Professor Andrew Steer
Director, The World Scabies Program
Murdoch Children’s Research Institute
Human scabies is an invisible disease in more ways than one. More funds are needed to further work in tackling this often unrecognised scourge.
Human scabies may be invisible to the naked eye, but it affects millions worldwide.
“The scabies mite burrows into the skin, causing intense itching that keeps people awake at night, can stop children going to school and adults going to work. It can also lead to serious complications,” says Professor Andrew Steer, Programme Director of the World Scabies Program (WSP).
It affects over 200 million people at any time globally, especially poor and socially disadvantaged communities in tropical climates, such as the favelas of South America and poor communities in Africa. Vulnerable people, children, the elderly and homeless are particularly at risk.
“It is a disease of poverty that keeps communities in poverty,” says Professor Steer.
The scratching caused by itching can result in skin infections like impetigo. This can lead to chronic kidney disease, rheumatic heart conditions and infection that enters the bloodstream to cause sepsis.
“Our research in Fiji and Solomon Islands shows that up to a quarter of people, and nearly half of five- to nine-year-olds, had scabies at any one time and that complications such as bacterial skin infections were more common than elsewhere,” says Professor Steer.
Our research shows ivermectin could reduce the incidence of scabies by 90% after just one treatment.
Tackling the problem
WSP says that the solution in highly endemic areas should be community wide treatment via public health systems with oral ivermectin, a safe and effective anti-parasitic medicine.
“Our research shows ivermectin could reduce the incidence of scabies by 90% after just one treatment,” says Professor Steer. It’s not currently licensed for use in under-fives and pregnant women, but WSP is suggesting the use of topical permethrin for these groups.
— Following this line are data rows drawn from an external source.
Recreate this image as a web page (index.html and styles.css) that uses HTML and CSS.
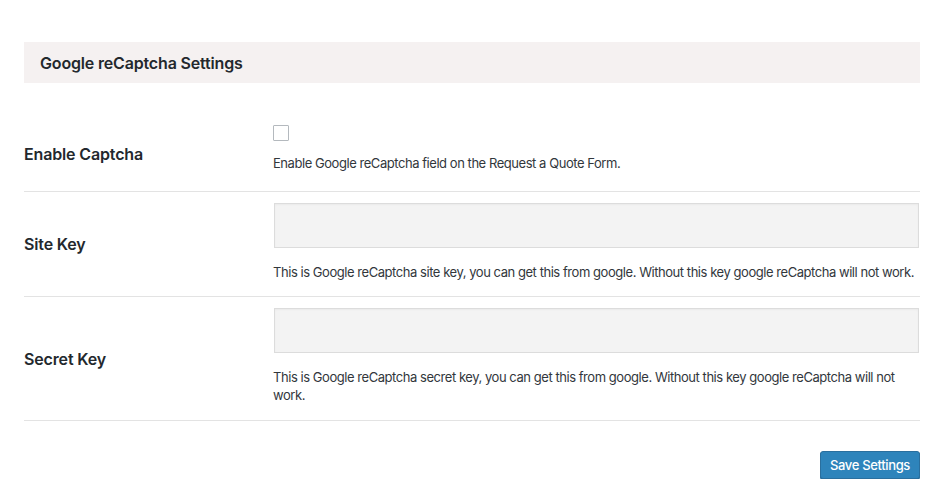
FILE: index.html
```html
<!DOCTYPE html>
<html>
<head>
<meta charset="utf-8">
<link rel="stylesheet" href="styles.css">
</head>
<body>
<div class="page">
  <div class="section-head">Google reCaptcha Settings</div>
  <div class="form">
    <div class="row row-first">
      <div class="label">Enable Captcha</div>
      <div class="field">
        <span class="checkbox"></span>
        <p class="desc">Enable Google reCaptcha field on the Request a Quote Form.</p>
      </div>
    </div>
    <div class="row">
      <div class="label">Site Key</div>
      <div class="field">
        <input class="text-input" type="text">
        <p class="desc">This is Google reCaptcha site key, you can get this from google. Without this key google reCaptcha will not work.</p>
      </div>
    </div>
    <div class="row row-last">
      <div class="label">Secret Key</div>
      <div class="field">
        <input class="text-input" type="text">
        <p class="desc">This is Google reCaptcha secret key, you can get this from google. Without this key google reCaptcha will not work.</p>
      </div>
    </div>
  </div>
  <div class="actions">
    <button class="btn-primary" type="button">Save Settings</button>
  </div>
</div>
</body>
</html>
```
FILE: styles.css
```css
html, body {
  margin: 0;
  padding: 0;
  background: #ffffff;
}
body {
  font-family: Inter, "Liberation Sans", sans-serif;
  color: #23282d;
}
.page {
  padding: 42px 21px 0 24px;
}
.section-head {
  background: #f5f1f1;
  height: 41px;
  display: flex;
  align-items: center;
  padding-left: 16px;
  font-size: 16px;
  font-weight: 600;
  letter-spacing: -0.17px;
  color: #23282d;
}
.form {
  margin-top: 34px;
}
.row {
  display: grid;
  grid-template-columns: 249px 1fr;
  align-items: center;
  border-bottom: 1px solid #e3e3e3;
}
.label {
  font-size: 16px;
  font-weight: 600;
  letter-spacing: -0.15px;
  color: #23282d;
}
.field {
  padding: 11px 0 15px 0;
  display: flex;
  flex-direction: column;
  align-items: flex-start;
}
.row-first .field {
  padding-top: 8px;
  padding-bottom: 19px;
}
.row-last .field {
  padding-bottom: 16px;
}
.checkbox {
  display: block;
  width: 14px;
  height: 14px;
  border: 1px solid #b4b9be;
  background: #fff;
  border-radius: 1px;
}
.row-first .desc {
  margin-top: 13px;
}
.text-input {
  box-sizing: border-box;
  width: calc(100% - 2px);
  margin: 0 0 0 1px;
  height: 45px;
  border: 1px solid #dcdcdc;
  background: #f3f3f3;
  box-shadow: inset 0 1px 2px rgba(0,0,0,0.04);
  border-radius: 0;
}
.desc {
  margin: 15px 0 0 0;
  font-size: 13px;
  line-height: 18px;
  letter-spacing: -0.45px;
  color: #32373c;
}
.actions {
  display: flex;
  justify-content: flex-end;
  padding-top: 30px;
}
.btn-primary {
  box-sizing: border-box;
  width: 100px;
  height: 28px;
  background: #2e84bb;
  border: 1px solid #2a6f9e;
  border-radius: 3px;
  color: #ffffff;
  font-family: Inter, "Liberation Sans", sans-serif;
  font-size: 13px;
  font-weight: 500;
  letter-spacing: -0.35px;
  padding: 0;
  box-shadow: 0 1px 0 #246b99;
}
```
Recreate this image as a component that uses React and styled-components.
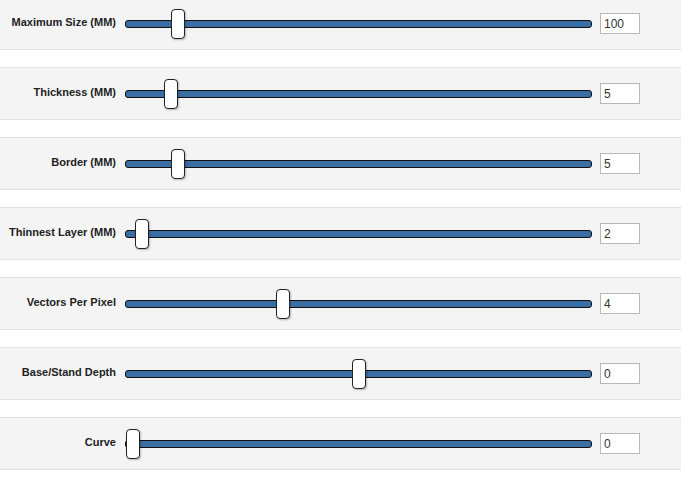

Partnerships and funding needed
WSP now wants to expand the programme elsewhere, in line with the WHO’s Neglected Tropical Disease Roadmap 2030, that includes targets for scabies control.
Sarah Andersson, WSP Program Manager, says: “To do so, we need strong partnerships with countries with a high prevalence (over 10%) of scabies that are willing to include scabies in their universal healthcare packages and to take the mass drug administration approach.”
Professor Steer adds: “The initial national demonstration projects, with the co-operation of the ministries of health in Fiji and Solomon Islands, have been funded by Macquarie Group. We’re also looking for new partners to expand the mass drug administration programmes, monitoring and evaluation to other countries and regions.”